Mounting Google Drive...
Drive already mounted at /content/drive; to attempt to forcibly remount, call drive.mount("/content/drive", force_remount=True).

DATA PIPELINE PROJECT SETUP

Default project name: data-pipeline-20250623
Press Enter to use default, or type a custom project name: dbm-lab3

Creating project structure in: /content/drive/MyDrive/dbm-lab3
----------------------------------------
✓ Project Root exists: /content/drive/MyDrive/dbm-lab3
✓ Landing Zone exists: /content/drive/MyDrive/dbm-lab3/landing_zone
✓ Formatted Zone exists: /content/drive/MyDrive/dbm-lab3/formatted_zone
✓ Exploitation Zone exists: /content/drive/MyDrive/dbm-lab3/exploitation_zone


For our formatting notebook, we implement the following steps:

1. Read raw CSVs/JSON files from the Landing Zone
2. Perform the required joins/unions (if necessary) to combine files
3. Standardize column names
4. Standardize column data types
5. Check for duplicates and missing values
6. Impute missing values with the mean
7. Store formatted data in the formatting_zone as parquet/delta

### Step 1: Format Income Data

In [12]:
def format_income_data():
    """
    WHAT: Read raw income CSVs, union with year column, standardize schema
    - Read 5 CSV files from your Drive landing_zone/income/
    - Union all years with year column
    - Standardize column names
    - Save as Parquet in formatted_zone (without partitioning)
    """
    print("\nFORMATTING INCOME DATA...")

    # Check what files are actually in your income folder
    income_folder = f"{LANDING_ZONE}/income"
    if os.path.exists(income_folder):
        income_files = [f for f in os.listdir(income_folder) if f.endswith('.csv')]
        print(f"Found income files: {income_files}")

        # Read and union all years
        all_income_dfs = []

        for filename in income_files:
            filepath = f"{income_folder}/{filename}"
            # Extract year from filename
            year = None
            for y in [2013, 2014, 2015, 2016, 2017]:
                if str(y) in filename:
                    year = y
                    break

            if year:
                df = spark.read.csv(filepath, header=True, inferSchema=True)
                # Add year column for each DataFrame
                df = df.withColumn("year", lit(year))
                all_income_dfs.append(df)
                print(f"Loaded {year}: {df.count()} rows")
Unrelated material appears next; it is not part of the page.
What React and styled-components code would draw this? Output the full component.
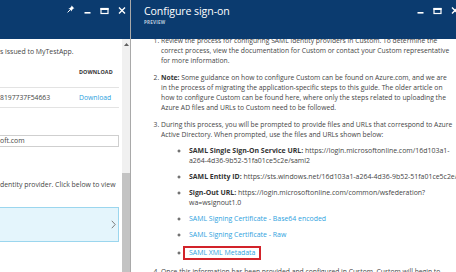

        if all_income_dfs:
            # Union all DataFrames
            combined_income = all_income_dfs[0]
            for df in all_income_dfs[1:]:
                combined_income = combined_income.union(df)

            print(f"Combined dataset: {combined_income.count()} rows")
            print(f"Column names: {combined_income.columns}")

            # Standardize column names
            try:
                combined_income = combined_income.select(
                    col("Codi_Districte").alias("district_code"),
                    col("Nom_Districte").alias("district_name"),
                    col("Codi_Barri").alias("neighborhood_code"),
                    col("Nom_Barri").alias("neighborhood_name"),
                    col("Població").alias("population"),
                    col("Índex RFD Barcelona = 100").alias("rfd_index"),
                    col("year")  # Keep the year column
                )
                print("Column names standardized")
            except:
                print("Column names different than expected. Using original names.")
                combined_income = combined_income

            # Check data types
            print("\nData types:")
            combined_income.printSchema()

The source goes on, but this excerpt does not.